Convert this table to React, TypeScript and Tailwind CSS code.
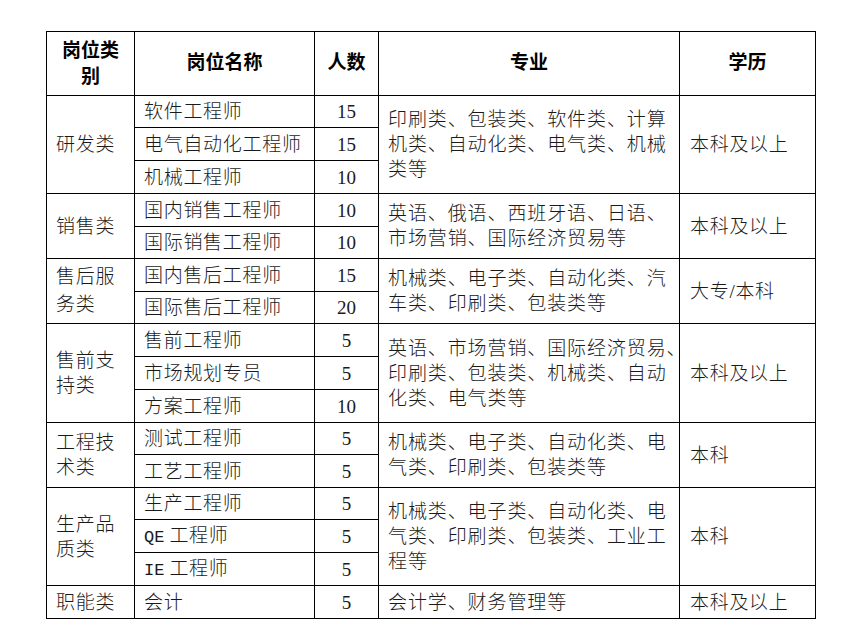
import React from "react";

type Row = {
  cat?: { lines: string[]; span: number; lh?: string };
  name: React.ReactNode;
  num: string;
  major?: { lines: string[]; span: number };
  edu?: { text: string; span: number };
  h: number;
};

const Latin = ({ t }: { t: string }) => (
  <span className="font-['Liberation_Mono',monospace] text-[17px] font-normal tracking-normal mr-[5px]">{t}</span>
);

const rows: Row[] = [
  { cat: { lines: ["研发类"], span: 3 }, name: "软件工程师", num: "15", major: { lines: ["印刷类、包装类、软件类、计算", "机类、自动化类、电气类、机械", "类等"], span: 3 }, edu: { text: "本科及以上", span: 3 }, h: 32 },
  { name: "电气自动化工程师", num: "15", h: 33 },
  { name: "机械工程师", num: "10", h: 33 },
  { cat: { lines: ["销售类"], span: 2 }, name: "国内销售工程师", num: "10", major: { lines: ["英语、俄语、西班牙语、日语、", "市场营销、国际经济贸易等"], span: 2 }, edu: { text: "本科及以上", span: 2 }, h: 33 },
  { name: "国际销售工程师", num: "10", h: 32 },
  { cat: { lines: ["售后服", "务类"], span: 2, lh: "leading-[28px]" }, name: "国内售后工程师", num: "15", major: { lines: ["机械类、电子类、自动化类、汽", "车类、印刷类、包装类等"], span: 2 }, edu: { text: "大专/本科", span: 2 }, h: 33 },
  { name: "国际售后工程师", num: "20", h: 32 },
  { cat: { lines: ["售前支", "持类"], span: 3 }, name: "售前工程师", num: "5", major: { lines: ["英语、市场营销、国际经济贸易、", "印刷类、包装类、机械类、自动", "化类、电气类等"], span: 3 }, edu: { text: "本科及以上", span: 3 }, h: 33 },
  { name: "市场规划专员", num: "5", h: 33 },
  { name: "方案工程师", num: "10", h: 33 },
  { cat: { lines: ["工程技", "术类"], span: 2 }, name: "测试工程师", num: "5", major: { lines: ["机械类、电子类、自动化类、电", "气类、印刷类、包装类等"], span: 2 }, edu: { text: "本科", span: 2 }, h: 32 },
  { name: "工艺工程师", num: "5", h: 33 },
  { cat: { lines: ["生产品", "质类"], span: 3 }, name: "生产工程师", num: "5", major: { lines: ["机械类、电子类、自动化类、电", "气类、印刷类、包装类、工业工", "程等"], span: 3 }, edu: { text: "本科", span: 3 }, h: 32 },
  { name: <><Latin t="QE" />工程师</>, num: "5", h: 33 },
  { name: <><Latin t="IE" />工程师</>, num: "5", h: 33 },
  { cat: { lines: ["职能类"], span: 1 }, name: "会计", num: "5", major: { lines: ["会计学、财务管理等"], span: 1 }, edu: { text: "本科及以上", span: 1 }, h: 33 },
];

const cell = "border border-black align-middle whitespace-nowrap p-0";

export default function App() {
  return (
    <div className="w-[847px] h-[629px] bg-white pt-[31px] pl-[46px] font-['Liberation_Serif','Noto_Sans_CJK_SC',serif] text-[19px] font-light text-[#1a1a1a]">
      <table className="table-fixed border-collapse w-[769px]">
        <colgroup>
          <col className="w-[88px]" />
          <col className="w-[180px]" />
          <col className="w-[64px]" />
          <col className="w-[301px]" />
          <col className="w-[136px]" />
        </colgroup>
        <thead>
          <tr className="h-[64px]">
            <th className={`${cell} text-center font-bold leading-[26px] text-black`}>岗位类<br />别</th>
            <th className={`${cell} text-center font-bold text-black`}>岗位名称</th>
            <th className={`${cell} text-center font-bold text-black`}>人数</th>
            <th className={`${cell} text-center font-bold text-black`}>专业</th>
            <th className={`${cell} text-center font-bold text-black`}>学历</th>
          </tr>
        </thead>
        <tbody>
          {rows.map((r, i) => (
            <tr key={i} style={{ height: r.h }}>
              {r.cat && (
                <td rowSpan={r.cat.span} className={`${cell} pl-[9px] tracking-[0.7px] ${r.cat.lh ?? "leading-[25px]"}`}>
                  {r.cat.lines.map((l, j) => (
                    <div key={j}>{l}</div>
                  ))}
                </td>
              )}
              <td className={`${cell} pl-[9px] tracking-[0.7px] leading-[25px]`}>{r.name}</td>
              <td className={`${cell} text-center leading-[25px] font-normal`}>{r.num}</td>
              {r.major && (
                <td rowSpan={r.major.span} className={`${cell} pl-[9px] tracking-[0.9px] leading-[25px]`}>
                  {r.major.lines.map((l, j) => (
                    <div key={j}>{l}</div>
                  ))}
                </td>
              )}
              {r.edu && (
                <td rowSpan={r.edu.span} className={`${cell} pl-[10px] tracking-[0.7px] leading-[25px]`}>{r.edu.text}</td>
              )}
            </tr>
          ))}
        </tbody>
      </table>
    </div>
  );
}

+++

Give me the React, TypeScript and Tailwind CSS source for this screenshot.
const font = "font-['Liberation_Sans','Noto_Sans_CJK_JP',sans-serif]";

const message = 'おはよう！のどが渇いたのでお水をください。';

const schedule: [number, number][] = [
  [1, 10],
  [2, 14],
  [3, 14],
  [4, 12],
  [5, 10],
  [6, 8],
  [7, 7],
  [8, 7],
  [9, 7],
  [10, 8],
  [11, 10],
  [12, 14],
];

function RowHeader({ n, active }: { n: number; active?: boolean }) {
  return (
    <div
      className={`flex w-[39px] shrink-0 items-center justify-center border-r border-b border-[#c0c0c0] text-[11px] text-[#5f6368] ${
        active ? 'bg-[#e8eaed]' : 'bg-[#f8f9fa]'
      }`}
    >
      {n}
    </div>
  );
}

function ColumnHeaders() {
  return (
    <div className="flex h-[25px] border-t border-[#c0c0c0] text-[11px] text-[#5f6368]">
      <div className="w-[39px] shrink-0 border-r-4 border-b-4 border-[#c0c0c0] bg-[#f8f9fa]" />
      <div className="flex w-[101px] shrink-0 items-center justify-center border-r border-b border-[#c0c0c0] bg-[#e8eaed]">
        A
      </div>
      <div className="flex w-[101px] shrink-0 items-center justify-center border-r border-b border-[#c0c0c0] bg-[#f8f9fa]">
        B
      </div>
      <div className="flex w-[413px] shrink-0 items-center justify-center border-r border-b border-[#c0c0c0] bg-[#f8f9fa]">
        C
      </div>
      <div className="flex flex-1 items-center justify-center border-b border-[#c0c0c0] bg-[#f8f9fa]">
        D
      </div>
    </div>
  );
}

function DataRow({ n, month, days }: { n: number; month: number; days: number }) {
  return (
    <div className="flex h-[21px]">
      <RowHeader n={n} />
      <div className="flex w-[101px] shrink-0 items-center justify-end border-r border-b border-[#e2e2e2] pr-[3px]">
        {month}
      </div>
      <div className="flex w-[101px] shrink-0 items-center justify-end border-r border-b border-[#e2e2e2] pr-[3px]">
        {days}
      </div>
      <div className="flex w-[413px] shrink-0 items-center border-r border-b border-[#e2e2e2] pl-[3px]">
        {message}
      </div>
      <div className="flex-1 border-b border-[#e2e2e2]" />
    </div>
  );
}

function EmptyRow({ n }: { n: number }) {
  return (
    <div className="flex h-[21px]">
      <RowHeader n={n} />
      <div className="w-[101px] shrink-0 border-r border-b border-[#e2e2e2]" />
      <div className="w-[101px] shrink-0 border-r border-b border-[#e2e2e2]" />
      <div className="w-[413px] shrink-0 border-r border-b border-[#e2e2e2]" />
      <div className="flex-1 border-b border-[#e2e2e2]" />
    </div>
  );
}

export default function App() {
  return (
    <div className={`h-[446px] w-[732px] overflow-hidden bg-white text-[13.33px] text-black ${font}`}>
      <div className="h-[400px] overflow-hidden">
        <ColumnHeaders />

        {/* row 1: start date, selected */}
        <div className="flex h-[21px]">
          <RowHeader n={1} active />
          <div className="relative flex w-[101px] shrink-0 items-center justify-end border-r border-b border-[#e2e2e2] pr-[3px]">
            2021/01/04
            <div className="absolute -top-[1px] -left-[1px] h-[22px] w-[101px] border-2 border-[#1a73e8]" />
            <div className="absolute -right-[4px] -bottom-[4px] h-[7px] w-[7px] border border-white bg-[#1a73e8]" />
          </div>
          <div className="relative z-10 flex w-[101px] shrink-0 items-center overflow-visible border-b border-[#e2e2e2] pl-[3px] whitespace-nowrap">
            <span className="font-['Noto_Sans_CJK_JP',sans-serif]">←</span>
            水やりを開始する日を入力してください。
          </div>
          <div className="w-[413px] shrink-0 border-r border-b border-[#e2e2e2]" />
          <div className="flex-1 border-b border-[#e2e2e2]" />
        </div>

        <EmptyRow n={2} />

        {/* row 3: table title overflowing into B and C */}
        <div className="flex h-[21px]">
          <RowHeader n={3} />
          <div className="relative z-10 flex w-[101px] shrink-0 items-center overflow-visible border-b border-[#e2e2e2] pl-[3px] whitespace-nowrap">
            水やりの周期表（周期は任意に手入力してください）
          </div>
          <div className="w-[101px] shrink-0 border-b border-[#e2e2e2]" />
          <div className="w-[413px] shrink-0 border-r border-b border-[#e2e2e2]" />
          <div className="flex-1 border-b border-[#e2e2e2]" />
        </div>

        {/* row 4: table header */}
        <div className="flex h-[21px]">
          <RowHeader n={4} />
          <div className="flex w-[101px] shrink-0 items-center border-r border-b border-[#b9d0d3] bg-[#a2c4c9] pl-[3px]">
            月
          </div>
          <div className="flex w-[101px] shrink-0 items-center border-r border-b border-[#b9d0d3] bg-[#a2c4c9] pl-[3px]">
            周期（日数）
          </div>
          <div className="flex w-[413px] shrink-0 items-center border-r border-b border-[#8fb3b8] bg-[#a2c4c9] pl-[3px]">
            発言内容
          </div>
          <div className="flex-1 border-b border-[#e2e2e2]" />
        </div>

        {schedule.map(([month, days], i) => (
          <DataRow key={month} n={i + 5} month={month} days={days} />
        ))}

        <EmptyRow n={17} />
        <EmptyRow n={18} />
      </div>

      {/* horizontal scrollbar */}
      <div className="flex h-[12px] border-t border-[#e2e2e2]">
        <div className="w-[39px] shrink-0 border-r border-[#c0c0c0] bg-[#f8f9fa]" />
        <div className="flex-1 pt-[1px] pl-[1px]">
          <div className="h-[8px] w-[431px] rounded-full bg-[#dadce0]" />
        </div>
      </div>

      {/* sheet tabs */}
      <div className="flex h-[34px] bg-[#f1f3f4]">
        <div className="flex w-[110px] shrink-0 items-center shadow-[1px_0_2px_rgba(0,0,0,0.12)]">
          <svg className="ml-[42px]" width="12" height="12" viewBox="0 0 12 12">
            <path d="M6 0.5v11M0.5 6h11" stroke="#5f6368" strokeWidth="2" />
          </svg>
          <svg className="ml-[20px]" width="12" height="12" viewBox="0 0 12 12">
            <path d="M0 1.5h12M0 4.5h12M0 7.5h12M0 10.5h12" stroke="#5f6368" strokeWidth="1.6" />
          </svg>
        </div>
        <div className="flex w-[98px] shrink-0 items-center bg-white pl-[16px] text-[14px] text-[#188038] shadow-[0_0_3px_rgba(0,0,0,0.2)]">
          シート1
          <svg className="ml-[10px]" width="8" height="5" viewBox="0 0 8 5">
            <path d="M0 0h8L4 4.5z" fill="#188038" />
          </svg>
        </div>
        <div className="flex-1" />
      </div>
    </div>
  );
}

+++

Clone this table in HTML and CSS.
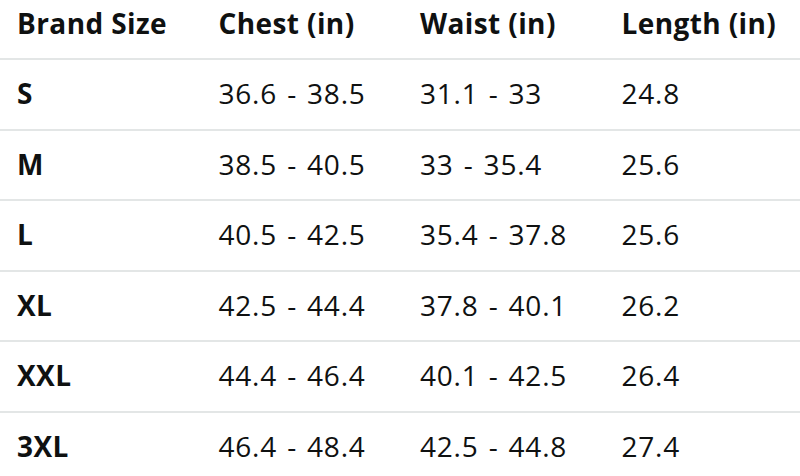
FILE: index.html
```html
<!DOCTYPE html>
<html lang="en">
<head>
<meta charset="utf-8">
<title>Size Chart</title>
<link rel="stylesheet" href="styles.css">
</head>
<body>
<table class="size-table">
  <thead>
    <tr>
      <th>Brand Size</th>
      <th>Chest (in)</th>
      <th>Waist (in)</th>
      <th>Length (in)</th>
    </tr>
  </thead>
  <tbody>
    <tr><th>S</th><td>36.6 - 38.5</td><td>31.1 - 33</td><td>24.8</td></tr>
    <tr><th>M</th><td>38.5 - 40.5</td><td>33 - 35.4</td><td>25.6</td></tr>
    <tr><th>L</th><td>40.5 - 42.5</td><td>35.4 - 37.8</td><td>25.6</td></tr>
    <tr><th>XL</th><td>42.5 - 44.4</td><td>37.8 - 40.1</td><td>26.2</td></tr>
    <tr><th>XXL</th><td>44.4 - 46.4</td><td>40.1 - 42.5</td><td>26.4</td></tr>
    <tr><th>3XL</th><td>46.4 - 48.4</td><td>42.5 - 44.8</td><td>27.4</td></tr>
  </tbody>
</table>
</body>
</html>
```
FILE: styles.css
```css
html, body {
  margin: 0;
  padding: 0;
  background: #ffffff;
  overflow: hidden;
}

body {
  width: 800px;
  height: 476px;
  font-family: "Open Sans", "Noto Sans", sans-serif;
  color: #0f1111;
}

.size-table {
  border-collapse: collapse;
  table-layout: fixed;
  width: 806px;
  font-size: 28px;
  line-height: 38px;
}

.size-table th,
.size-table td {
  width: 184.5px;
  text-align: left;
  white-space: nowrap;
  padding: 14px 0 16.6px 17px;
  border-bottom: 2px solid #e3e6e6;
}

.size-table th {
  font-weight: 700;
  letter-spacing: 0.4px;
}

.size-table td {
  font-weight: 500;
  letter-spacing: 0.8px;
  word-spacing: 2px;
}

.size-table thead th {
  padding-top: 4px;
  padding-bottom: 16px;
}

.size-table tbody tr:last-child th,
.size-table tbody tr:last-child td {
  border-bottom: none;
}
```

+++

Begin at the line containing "Convert this table", end at the line containing "import React from", and copy those lines word for word, both included. Skip pictures.

Convert this table to React, TypeScript and Tailwind CSS code.
import React from "react";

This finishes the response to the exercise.